Personal care records biggest growth for Unilever in Q2

By Katie Bird

- Last updated on GMT

Related tags Personal care Unilever

The personal care division of the Anglo-Dutch consumer goods company Unilever experienced the strongest growth of all divisions for the second quarter, seeing sales surpass all other business segments.

Personal care sales for the second quarter came in at €3.57bn for personal care, a 7.8 per cent increase on the same period last year. This compares favourably to sales growth for the company overall during the quarter which stood at 3.6 per cent when compared to last year, with sales coming in at €11.75bn.

Earnings per share for the period were €0.36, 38 per cent higher than the same quarter last year.
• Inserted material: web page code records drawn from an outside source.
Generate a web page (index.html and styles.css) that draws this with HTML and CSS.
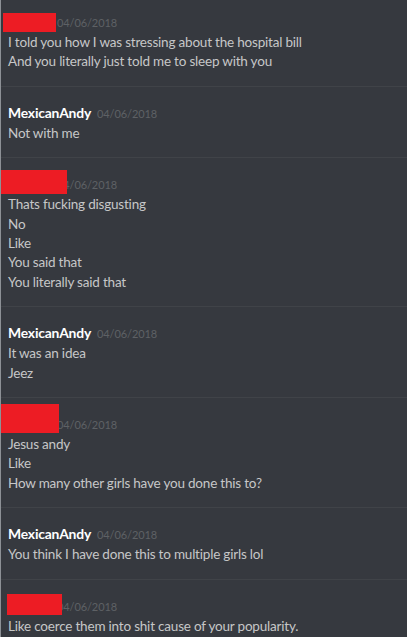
FILE: index.html
```html
<!DOCTYPE html>
<html>
<head>
<meta charset="utf-8">
<link rel="stylesheet" href="styles.css">
</head>
<body>
<div class="chat">
  <div class="group first">
    <div class="header">
      <span class="name hidden w1">Redacted</span><span class="time">04/06/2018</span>
      <span class="redact r1"></span>
    </div>
    <div class="line">I told you how I was stressing about the hospital bill</div>
    <div class="line">And you literally just told me to sleep with you</div>
  </div>
  <div class="group">
    <div class="header"><span class="name">MexicanAndy</span><span class="time">04/06/2018</span></div>
    <div class="line">Not with me</div>
  </div>
  <div class="group">
    <div class="header">
      <span class="name hidden w1">Redacted</span><span class="time">04/06/2018</span>
      <span class="redact r2"></span>
    </div>
    <div class="line">Thats fucking disgusting</div>
    <div class="line">No</div>
    <div class="line">Like</div>
    <div class="line">You said that</div>
    <div class="line">You literally said that</div>
  </div>
  <div class="group">
    <div class="header"><span class="name">MexicanAndy</span><span class="time">04/06/2018</span></div>
    <div class="line">It was an idea</div>
    <div class="line">Jeez</div>
  </div>
  <div class="group">
    <div class="header">
      <span class="name hidden w1">Redacted</span><span class="time">04/06/2018</span>
      <span class="redact r3"></span>
    </div>
    <div class="line">Jesus andy</div>
    <div class="line">Like</div>
    <div class="line">How many other girls have you done this to?</div>
  </div>
  <div class="group">
    <div class="header"><span class="name">MexicanAndy</span><span class="time">04/06/2018</span></div>
    <div class="line">You think I have done this to multiple girls lol</div>
  </div>
  <div class="group">
    <div class="header">
      <span class="name hidden w1">Redacted</span><span class="time">04/06/2018</span>
      <span class="redact r4"></span>
    </div>
    <div class="line">Like coerce them into shit cause of your popularity.</div>
  </div>
</div>
</body>
</html>
```

FILE: styles.css
```css
html, body {
  margin: 0;
  padding: 0;
  background: #36393f;
  height: 100%;
  overflow: hidden;
}
.chat {
  border-left: 1px solid #8d9196;
  min-height: 100%;
  font-family: "Lato", "Open Sans", sans-serif;
  font-size: 13.5px;
  letter-spacing: -0.2px;
  color: #c6c7c8;
}
.group {
  padding: 16px 0 15px 7px;
  border-bottom: 1px solid #404348;
}
.group.first {
  padding-top: 12px;
}
.header {
  position: relative;
  height: 21px;
  line-height: 20px;
  display: flex;
  align-items: baseline;
}
.name {
  color: #ffffff;
  font-weight: 700;
  font-size: 13.9px;
  margin-right: 6px;
}
.name.hidden {
  visibility: hidden;
  overflow: hidden;
  white-space: nowrap;
}
.w1 { width: 43px; }
.time {
  color: #5e6165;
  font-size: 11px;
  letter-spacing: -0.1px;
}
.line {
  line-height: 19.4px;
  white-space: nowrap;
}
.group .line:last-child {
  margin-bottom: -1px;
}
.redact {
  position: absolute;
  background: #ed1c24;
}
.r1 { left: -5px; top: 1px; width: 53px; height: 19px; }
.r2 { left: -7px; top: -4px; width: 66px; height: 24px; }
.r3 { left: -7px; top: -10px; width: 58px; height: 29px; }
.r4 { left: -1px; top: -2px; width: 55px; height: 21px; }
```
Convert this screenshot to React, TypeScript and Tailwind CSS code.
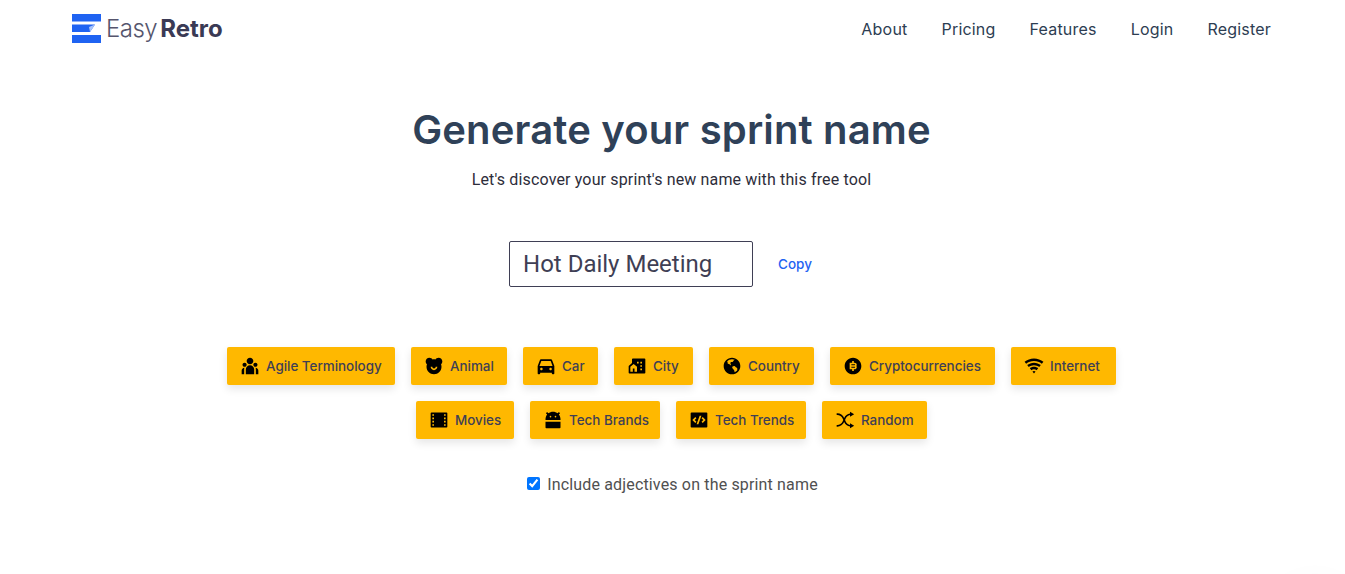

While the company did admit, that this percentage benefits from low comparison figures, it also said lower restructuring charges, improved underlying operating profit and lower pension costs helped boost this figure.

Deodorants drive personal care

The growth in personal care was driven mainly by deodorants, according to the company, including Degree in the US, Dove in Brazil and the relaunch of Rexona in Japan.

In addition, the early success of the Dove Nutrium moisture range and the launch of the bar soaps in the Citra range, drove skin cleansing sales for the company.

According to Unilever, its Vaseline Sheer Infusions did not perform as well as expected but this did not stop the hand and body cream segment from continuing to grow.

CEO Paul Polman said the performance of the segment had been consistently strong, which led it to overtake in the quarter the savoury, snacks and dressings division.

Innovation is the driving force

According to Polman, it is innovation that is driving much of the company’s success

“… I am encouraged by the progress we are making after many years of under-investment in our brands. In the many markets I have visited this year I have seen plenty of evidence of how our innovation is getting bigger, better and faster,”​ he said.

“The proportion of our turnover coming from products launched in the last two years is up to a new high of 33 per cent, compared with far lower levels at the end of 2008 when our innovation was less impactful,”​ he added, during a results presentation.

Looking to the future, Polman said the company did not expect competitive pressures to ease, and it would continue to operate under the assumption of slower economic growth, particulary in the developed markets.

In addition, he noted that while commodity costs are expected to rise in the second half of the year the company’s ability to raise prices would remain constrained.